Quote the whole listing word for word. Do not include the pictures.

■ GIVEN DATA:

▶

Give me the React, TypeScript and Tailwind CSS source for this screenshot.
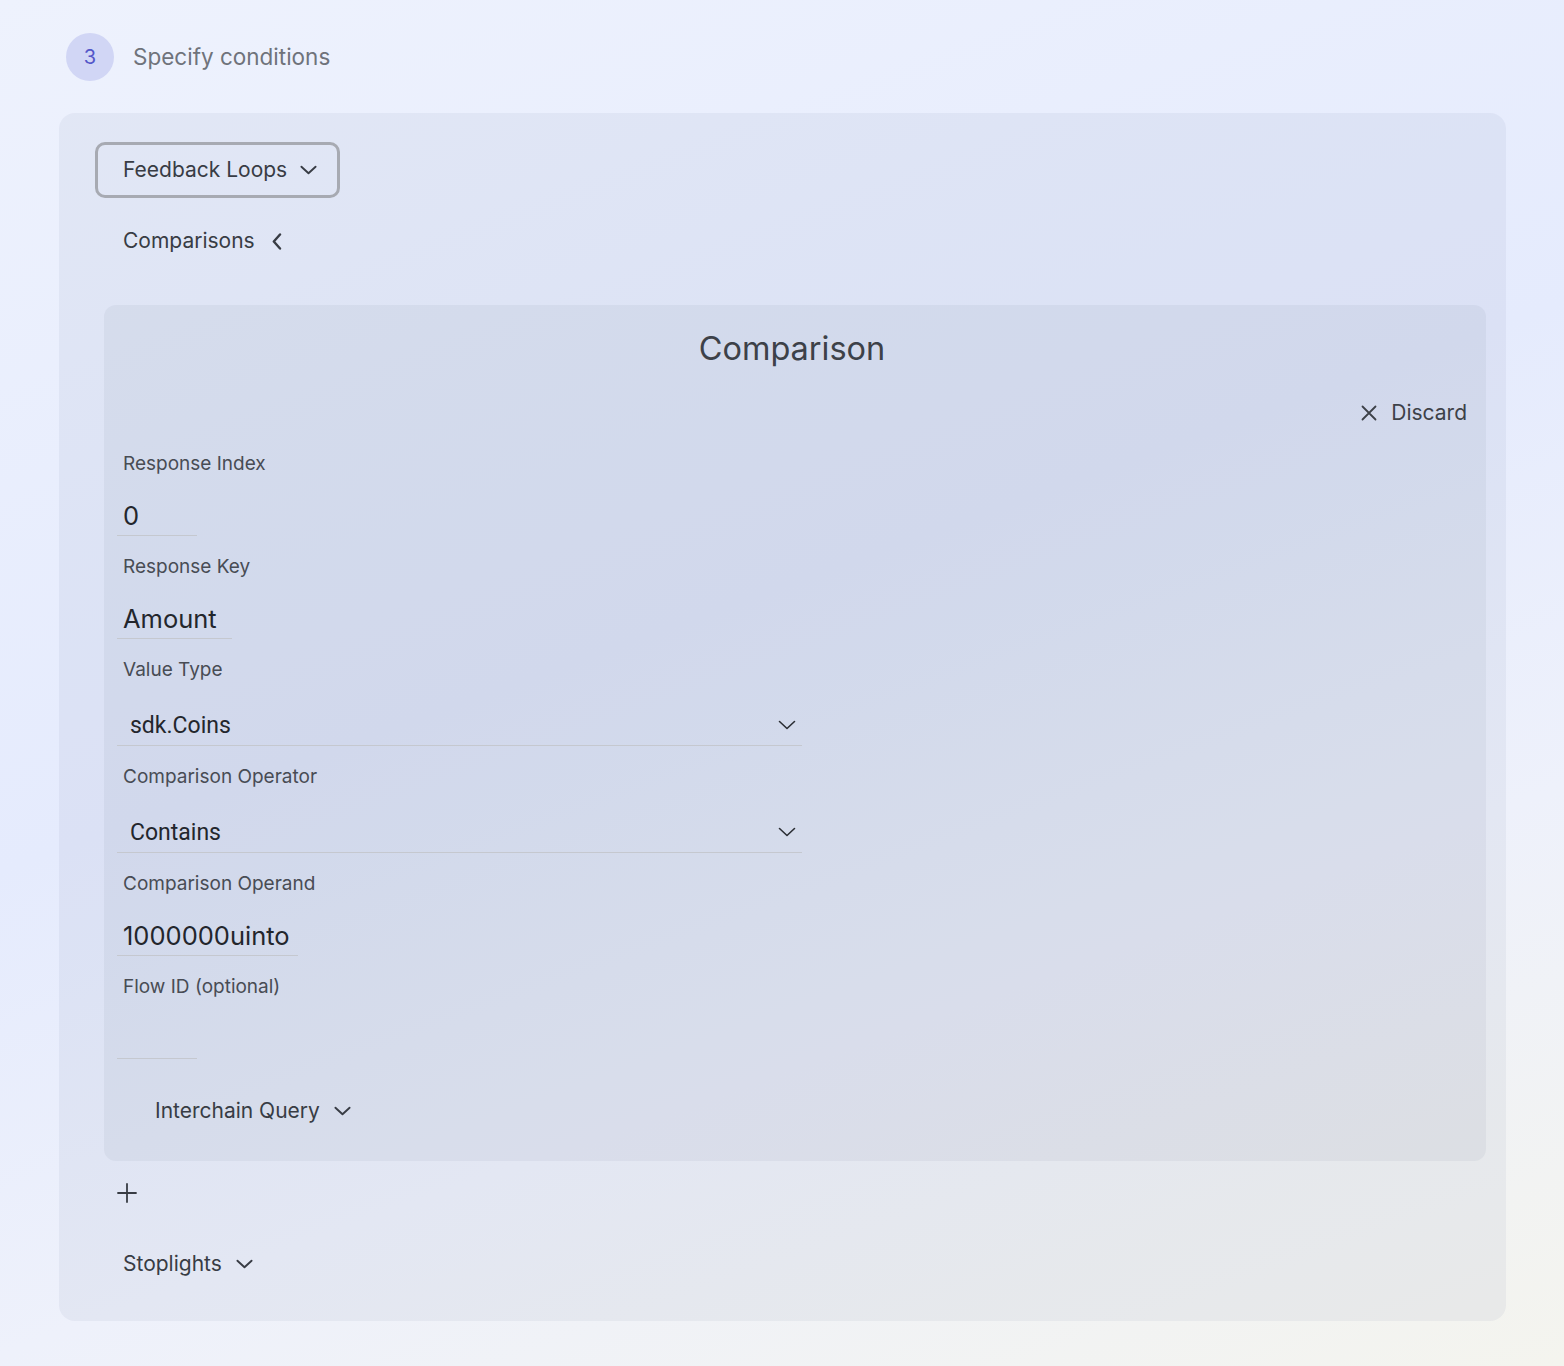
import { FunctionComponent } from "react";

const font = "font-['Inter','Noto_Sans',sans-serif]";

const ChevronDown: FunctionComponent<{ className?: string; strokeWidth?: number }> = ({
  className = "",
  strokeWidth = 2,
}) => (
  <svg
    className={className}
    viewBox="0 0 18 10"
    fill="none"
    stroke="currentColor"
    strokeWidth={strokeWidth}
    strokeLinecap="round"
    strokeLinejoin="round"
  >
    <path d="M1.5 1.5L9 8.5l7.5-7" />
  </svg>
);

const Label: FunctionComponent<{ text: string }> = ({ text }) => (
  <div className="h-[26px] pt-[1px] pl-[6px] flex items-center text-[19px] text-[#484c54]">
    {text}
  </div>
);

const TextField: FunctionComponent<{ label: string; value: string; width: string }> = ({
  label,
  value,
  width,
}) => (
  <div className="flex flex-col pb-[18px]">
    <Label text={label} />
    <div
      className={`mt-[19px] h-[40px] ${width} px-[6px] pt-[2px] flex items-center border-b border-[#c5c8cf] text-[25.5px] text-[#23262c]`}
    >
      {value}
    </div>
  </div>
);

const SelectField: FunctionComponent<{ label: string; value: string }> = ({ label, value }) => (
  <div className="flex flex-col pb-[18px]">
    <Label text={label} />
    <div className="mt-[21px] h-[42px] w-[685px] pl-[13px] pr-[6px] pt-[4px] flex items-center justify-between border-b border-[#c5c8cf]">
      <span className="font-['Roboto',sans-serif] text-[23px] text-[#23262c]">{value}</span>
      <ChevronDown className="w-[18px] h-[10px] -mt-[4px] text-[#2b2e34]" strokeWidth={1.6} />
    </div>
  </div>
);

const App: FunctionComponent = () => {
  return (
    <div
      className={`min-h-[1366px] w-full ${font} bg-[linear-gradient(160deg,#eef2fd_0%,#e5ebfd_45%,#eef1fb_70%,#f4f4ee_100%)] px-[59px] pt-[33px] pb-[45px] box-border`}
    >
      <div className="flex flex-row items-center gap-[19px] pl-[7px]">
        <div className="w-[48px] h-[48px] rounded-full bg-[#d1d6f5] flex items-center justify-center text-[20px] text-[#5457c9]">
          3
        </div>
        <div className="text-[22.5px] text-[#6f737b]">Specify conditions</div>
      </div>

      <div className="mt-[32px] w-[1447px] rounded-[16px] bg-[rgba(100,110,150,0.08)] pl-[36px] pr-[20px] pt-[29px] pb-[43px] flex flex-col items-start">
        <button className="h-[56px] w-[245px] rounded-[10px] border-[3px] border-solid border-[#a7aab2] bg-transparent flex flex-row items-center pl-[25px] gap-[13px] text-[21px] text-[#383c44]">
          Feedback Loops
          <ChevronDown className="w-[17px] h-[10px] text-[#383c44]" />
        </button>

        <div className="mt-[29px] h-[28px] pl-[28px] flex flex-row items-center gap-[17px] text-[21px] text-[#383c44]">
          Comparisons
          <svg className="w-[10px] h-[17px]" viewBox="0 0 10 17" fill="none" stroke="currentColor" strokeWidth={2.4} strokeLinecap="round" strokeLinejoin="round">
            <path d="M8 1.5L1.8 8.5 8 15.5" />
          </svg>
        </div>

        <div className="mt-[50px] ml-[9px] self-stretch rounded-[12px] bg-[rgba(100,110,140,0.08)] pl-[13px] pr-[19px] pt-[24px] pb-[36px] flex flex-col">
          <div className="h-[40px] flex items-center justify-center text-[32.5px] text-[#3d4148]">
            Comparison
          </div>
          <div className="mt-[30px] h-[28px] flex flex-row items-center justify-end gap-[14px] text-[21px] text-[#3d4148]">
            <svg className="w-[16px] h-[16px]" viewBox="0 0 16 16" fill="none" stroke="currentColor" strokeWidth={1.8} strokeLinecap="round">
              <path d="M1.5 1.5l13 13M14.5 1.5l-13 13" />
            </svg>
            Discard
          </div>

          <div className="mt-[24px] flex flex-col">
            <TextField label="Response Index" value="0" width="w-[80px]" />
            <TextField label="Response Key" value="Amount" width="w-[115px]" />
            <SelectField label="Value Type" value="sdk.Coins" />
            <SelectField label="Comparison Operator" value="Contains" />
            <TextField label="Comparison Operand" value="1000000uinto" width="w-[181px]" />
            <div className="flex flex-col">
              <Label text="Flow ID (optional)" />
              <div className="mt-[19px] h-[40px] w-[80px] border-b border-[#c5c8cf]" />
            </div>
          </div>

          <div className="mt-[38px] h-[28px] pl-[38px] flex flex-row items-center gap-[14px] text-[21px] text-[#383c44]">
            Interchain Query
            <ChevronDown className="w-[17px] h-[10px] text-[#383c44]" />
          </div>
        </div>

        <div className="mt-[20px] ml-[20px] h-[24px] w-[24px] flex items-center justify-center text-[#383c44]">
          <svg className="w-[20px] h-[20px]" viewBox="0 0 20 20" fill="none" stroke="currentColor" strokeWidth={1.8} strokeLinecap="round">
            <path d="M10 1v18M1 10h18" />
          </svg>
        </div>

        <div className="mt-[45px] h-[28px] pl-[28px] flex flex-row items-center gap-[14px] text-[21px] text-[#383c44]">
          Stoplights
          <ChevronDown className="w-[17px] h-[10px] text-[#383c44]" />
        </div>
      </div>
    </div>
  );
};

export default App;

◀

■ SOLUTION TO THIS TASK:
Give me the React, TypeScript and Tailwind CSS source for this screenshot.
import { FunctionComponent } from "react";

const font = "font-['Inter','Noto_Sans',sans-serif]";

const ChevronDown: FunctionComponent<{ className?: string; strokeWidth?: number }> = ({
  className = "",
  strokeWidth = 2,
}) => (
  <svg
    className={className}
    viewBox="0 0 18 10"
    fill="none"
    stroke="currentColor"
    strokeWidth={strokeWidth}
    strokeLinecap="round"
    strokeLinejoin="round"
  >
    <path d="M1.5 1.5L9 8.5l7.5-7" />
  </svg>
);

const Label: FunctionComponent<{ text: string }> = ({ text }) => (
  <div className="h-[26px] pt-[1px] pl-[6px] flex items-center text-[19px] text-[#484c54]">
    {text}
  </div>
);

const TextField: FunctionComponent<{ label: string; value: string; width: string }> = ({
  label,
  value,
  width,
}) => (
  <div className="flex flex-col pb-[18px]">
    <Label text={label} />
    <div
      className={`mt-[19px] h-[40px] ${width} px-[6px] pt-[2px] flex items-center border-b border-[#c5c8cf] text-[25.5px] text-[#23262c]`}
    >
      {value}
    </div>
  </div>
);

const SelectField: FunctionComponent<{ label: string; value: string }> = ({ label, value }) => (
  <div className="flex flex-col pb-[18px]">
    <Label text={label} />
    <div className="mt-[21px] h-[42px] w-[685px] pl-[13px] pr-[6px] pt-[4px] flex items-center justify-between border-b border-[#c5c8cf]">
      <span className="font-['Roboto',sans-serif] text-[23px] text-[#23262c]">{value}</span>
      <ChevronDown className="w-[18px] h-[10px] -mt-[4px] text-[#2b2e34]" strokeWidth={1.6} />
    </div>
  </div>
);

const App: FunctionComponent = () => {
  return (
    <div
      className={`min-h-[1366px] w-full ${font} bg-[linear-gradient(160deg,#eef2fd_0%,#e5ebfd_45%,#eef1fb_70%,#f4f4ee_100%)] px-[59px] pt-[33px] pb-[45px] box-border`}
    >
      <div className="flex flex-row items-center gap-[19px] pl-[7px]">
        <div className="w-[48px] h-[48px] rounded-full bg-[#d1d6f5] flex items-center justify-center text-[20px] text-[#5457c9]">
          3
        </div>
        <div className="text-[22.5px] text-[#6f737b]">Specify conditions</div>
      </div>

      <div className="mt-[32px] w-[1447px] rounded-[16px] bg-[rgba(100,110,150,0.08)] pl-[36px] pr-[20px] pt-[29px] pb-[43px] flex flex-col items-start">
        <button className="h-[56px] w-[245px] rounded-[10px] border-[3px] border-solid border-[#a7aab2] bg-transparent flex flex-row items-center pl-[25px] gap-[13px] text-[21px] text-[#383c44]">
          Feedback Loops
          <ChevronDown className="w-[17px] h-[10px] text-[#383c44]" />
        </button>

        <div className="mt-[29px] h-[28px] pl-[28px] flex flex-row items-center gap-[17px] text-[21px] text-[#383c44]">
          Comparisons
          <svg className="w-[10px] h-[17px]" viewBox="0 0 10 17" fill="none" stroke="currentColor" strokeWidth={2.4} strokeLinecap="round" strokeLinejoin="round">
            <path d="M8 1.5L1.8 8.5 8 15.5" />
          </svg>
        </div>

        <div className="mt-[50px] ml-[9px] self-stretch rounded-[12px] bg-[rgba(100,110,140,0.08)] pl-[13px] pr-[19px] pt-[24px] pb-[36px] flex flex-col">
          <div className="h-[40px] flex items-center justify-center text-[32.5px] text-[#3d4148]">
            Comparison
          </div>
          <div className="mt-[30px] h-[28px] flex flex-row items-center justify-end gap-[14px] text-[21px] text-[#3d4148]">
            <svg className="w-[16px] h-[16px]" viewBox="0 0 16 16" fill="none" stroke="currentColor" strokeWidth={1.8} strokeLinecap="round">
              <path d="M1.5 1.5l13 13M14.5 1.5l-13 13" />
            </svg>
            Discard
          </div>

          <div className="mt-[24px] flex flex-col">
            <TextField label="Response Index" value="0" width="w-[80px]" />
            <TextField label="Response Key" value="Amount" width="w-[115px]" />
            <SelectField label="Value Type" value="sdk.Coins" />
            <SelectField label="Comparison Operator" value="Contains" />
            <TextField label="Comparison Operand" value="1000000uinto" width="w-[181px]" />
            <div className="flex flex-col">
              <Label text="Flow ID (optional)" />
              <div className="mt-[19px] h-[40px] w-[80px] border-b border-[#c5c8cf]" />
            </div>
          </div>

          <div className="mt-[38px] h-[28px] pl-[38px] flex flex-row items-center gap-[14px] text-[21px] text-[#383c44]">
            Interchain Query
            <ChevronDown className="w-[17px] h-[10px] text-[#383c44]" />
          </div>
        </div>

        <div className="mt-[20px] ml-[20px] h-[24px] w-[24px] flex items-center justify-center text-[#383c44]">
          <svg className="w-[20px] h-[20px]" viewBox="0 0 20 20" fill="none" stroke="currentColor" strokeWidth={1.8} strokeLinecap="round">
            <path d="M10 1v18M1 10h18" />
          </svg>
        </div>

        <div className="mt-[45px] h-[28px] pl-[28px] flex flex-row items-center gap-[14px] text-[21px] text-[#383c44]">
          Stoplights
          <ChevronDown className="w-[17px] h-[10px] text-[#383c44]" />
        </div>
      </div>
    </div>
  );
};

export default App;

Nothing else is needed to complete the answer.